Outside ducts are always part of the envelope.  Here is my favorite explanation that gets builders to listen: we pay our bill by the square foot - attic, wall, windows, etc.  If there are ducts in the attic, then that is square footage we have to pay for in heating and cooling.  A 1,000 ft2 attic may have  300 ft2 of ducts in it, meaning we have an extra 300 ft2 of envelope to pay for, and it is at a low R-value.  And that is with a perfectly tight duct system!

Ed, I assumed that the supply leak was also outside the CAZ and blowing air out, so it was responsible for a depressurization (more bad CAZ) as a result. I also assume that the HVAC contractor could not find it, but had other more important things to do so he whacked a hole in the return side also outside the CAZ in a crawl space walled off from the half basement where the naturally aspirating furnace was, and sohe intended to add pressure to the CAZ and perhaps reduce the backdrafting which the supply leak to the outside (unseen) had caused.

And you are spot on with your comment that if the supply leak had been inside the CAZ, then of course it would have positively pressurized that zone and that if the hole were cut in the return running inside the CAZ, that hole would have depressurized that zone. But the holes were outside the CAZ and blowing (supply leak) and sucking (return leak) air outside the envelope.

And you're also spot on about the heat loss or gain in a considerable hunk of surface area which the manual J does not account for specifically. A typical 1500 sq. ft. house with ducts in a crawl or attic may run 40 feet of trunk and at least 250 feet of 6" round. If uninsulated supply are metal ducts, that's another 500 or so sq. ft of R nothing dumping heat in the winter and nabbing heat in the summer, even if they're air-tight (not likely!) which if typical is 5 - 10% of the flow.
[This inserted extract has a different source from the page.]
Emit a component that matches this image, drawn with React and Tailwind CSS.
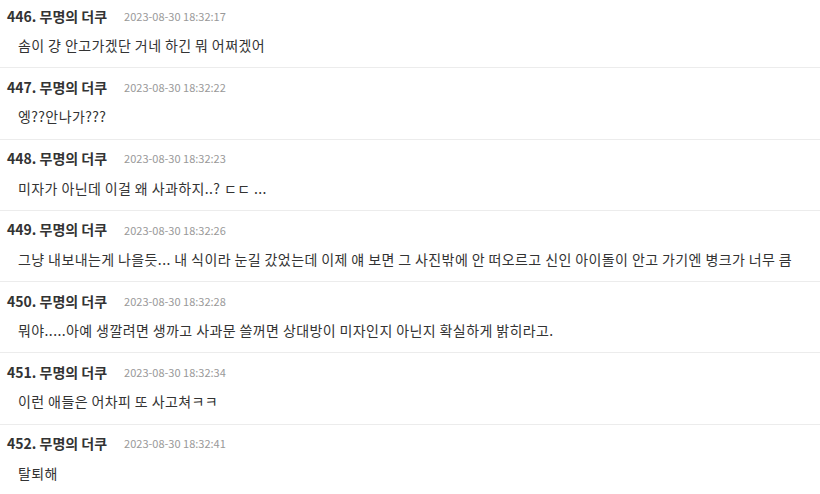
const comments = [
  { no: 446, date: '2023-08-30 18:32:17', text: '솜이 걍 안고가겠단 거네 하긴 뭐 어쩌겠어' },
  { no: 447, date: '2023-08-30 18:32:22', text: '엥??안나가???' },
  { no: 448, date: '2023-08-30 18:32:23', text: '미자가 아닌데 이걸 왜 사과하지..? ㄷㄷ ...' },
  { no: 449, date: '2023-08-30 18:32:26', text: '그냥 내보내는게 나을듯... 내 식이라 눈길 갔었는데 이제 얘 보면 그 사진밖에 안 떠오르고 신인 아이돌이 안고 가기엔 병크가 너무 큼' },
  { no: 450, date: '2023-08-30 18:32:28', text: '뭐야.....아예 생깔려면 생까고 사과문 쓸꺼면 상대방이 미자인지 아닌지 확실하게 밝히라고.' },
  { no: 451, date: '2023-08-30 18:32:34', text: '이런 애들은 어차피 또 사고쳐ㅋㅋ' },
  { no: 452, date: '2023-08-30 18:32:41', text: '탈퇴해' },
];

export default function App() {
  return (
    <div
      className="w-[820px] h-[494px] overflow-hidden bg-white text-[#333]"
      style={{ fontFamily: '"Noto Sans CJK KR", "Noto Sans", sans-serif' }}
    >
      <ul className="-mt-[3px]">
        {comments.map((c) => (
          <li key={c.no} className="border-b border-[#ececec] px-[7px] pt-[10px] pb-[12.25px]">
            <div className="flex items-center h-[18px]">
              <span className="text-[14px] font-bold text-[#333]">{c.no}. 무명의 더쿠</span>
              <span className="ml-[17px] text-[11px] text-[#999]">{c.date}</span>
            </div>
            <p className="mt-[10px] pl-[11px] h-[20px] text-[14px] leading-[20px] tracking-[0.4px] text-[#333] whitespace-nowrap">
              {c.text}
            </p>
          </li>
        ))}
      </ul>
    </div>
  );
}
Does anyone know why Manual J doesn't rate the ducts as even a loss or gain to be reckoned with?? They count doors and infiltration but not duct area, R-value or mechanically induced air leakage! That seems a bit goofy, huh?  Duct leaks are  'two-fers' - we suffer not just the forced loss (exfiltration) but the equivalent amount of outside air pulled in (infiltration) with supply leaks to the outside, and vice versa with return leaks. Plus when we depressurize the CAZ, people die or get really sick and have no idea why.

In a better world, we wouldn't have duct leaks to the outside or even outside ducts to leak. They'd all be inside where they belong.

Joe

I Understand your scenario now - wasn't clear on it before.  Manual J, If I remember right, applies an efficiency factor if the ducts are in the attic - it makes you oversize the unit by something like 25% as a penalty - can someone verify?
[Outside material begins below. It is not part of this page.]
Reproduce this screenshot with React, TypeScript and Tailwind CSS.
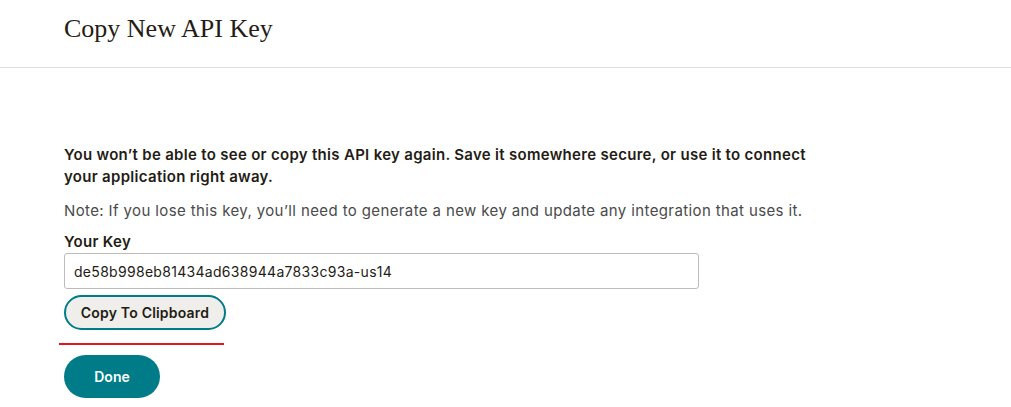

An interesting question.  You didn’t say why you wanted to know what the heat loss/gain might be.  If it is just to calculate the furnace/AC sizes you can probably do this manually (with the help of excel).  If you are looking to calculate annual energy costs you would need to incorporate the annual weather data, at this point you should get a software application that calculates the whole deal, Maximum HVAC requirements, costs correct duct and register size, correct equipment to ensure correct airflow, static pressure, etc., for both heating and cooling, and the software will also calculate your annual energy costs.  On the other hand if this is too much bother, and it is an incredible amount of bother, you can simply bury the attic ducts in R30 and seal and insulate the crawl space. You have brought the ducting into the shell and then you can consider your project done and forget the calculations altogether.

The other consideration is sealing the ducts.  While it is universally understood that air sealing is a good thing to do, there are consequences, which may be expensive for you to remedy.  You should first make the assumption that the ducting system is incorrectly designed, which it will be, because if it was correctly designed (and installed) the customer wouldn’t have called you in the first place.  Sealing the ducts will change the air flow characteristics, increase the static pressure, reduce air flow over the heat exchanger and AC coil and probably make the system noisier and possibly less efficient.  The other issue is ventilation.  HVAC systems tend to be used most often when windows are closed (open windows are the most common form of natural ventilation).  Leaky supply ducts negatively pressurize the space and leaky return ducts pressurize the space.  In either case they are introducing outside air into the space which in many cases may be improving indoor air quality.  These are the considerations.

Just my thoughts,

Michael Kyes

George: As Iain noted the ASHRAE 152 calculation is pretty good and has stood the test of time. There have been field tests that showed how well it did against monitored data. (I can send you some) More recently we have found that ducts in the attic, even ducts with little leakage can loose as much as 50% of their energy in cooling. See http://www.proctoreng.com/utilities/wholehouse.html This of course is not a surprise to anyone, but close attention to duct length, surface area, and R-value can mitigate most of the issue. See http://www.amazon.com/Measured-Home-Performance-Practices-Californi...

Lets not forget cycling losses. Equipment that cycles 2x per hour will have a lower heat loss through ducts than a system that cycles 4-6 times per hour. each time the system cycles the first 5-10 minutes are spent stabilizing the duct temperature. The less times the system cycles per day, the lower the overall loss. Properly sized equipment will allow lower cycles per hour while the building keeps the same "Temperature swing" between cycles.

Another thing to consider is duct layout. Reduce the total surface area of the duct system if it's in unconditioned space. Use fewer large ducts instead of many small ones. For long runs it's much better to use a 10" then divide into (3) 6", then to run 3 long 6" ducts straight off the plenum. Think "trunk and branch" vs. "spider".

Of course the BEST solution is to just get the equipment/ductwork ALL in conditioned space. This will often allow reducing equipment size by 1/4!! Think a 0.5 - 1 ton smaller AC, or dropping a "burner size" off a furnace.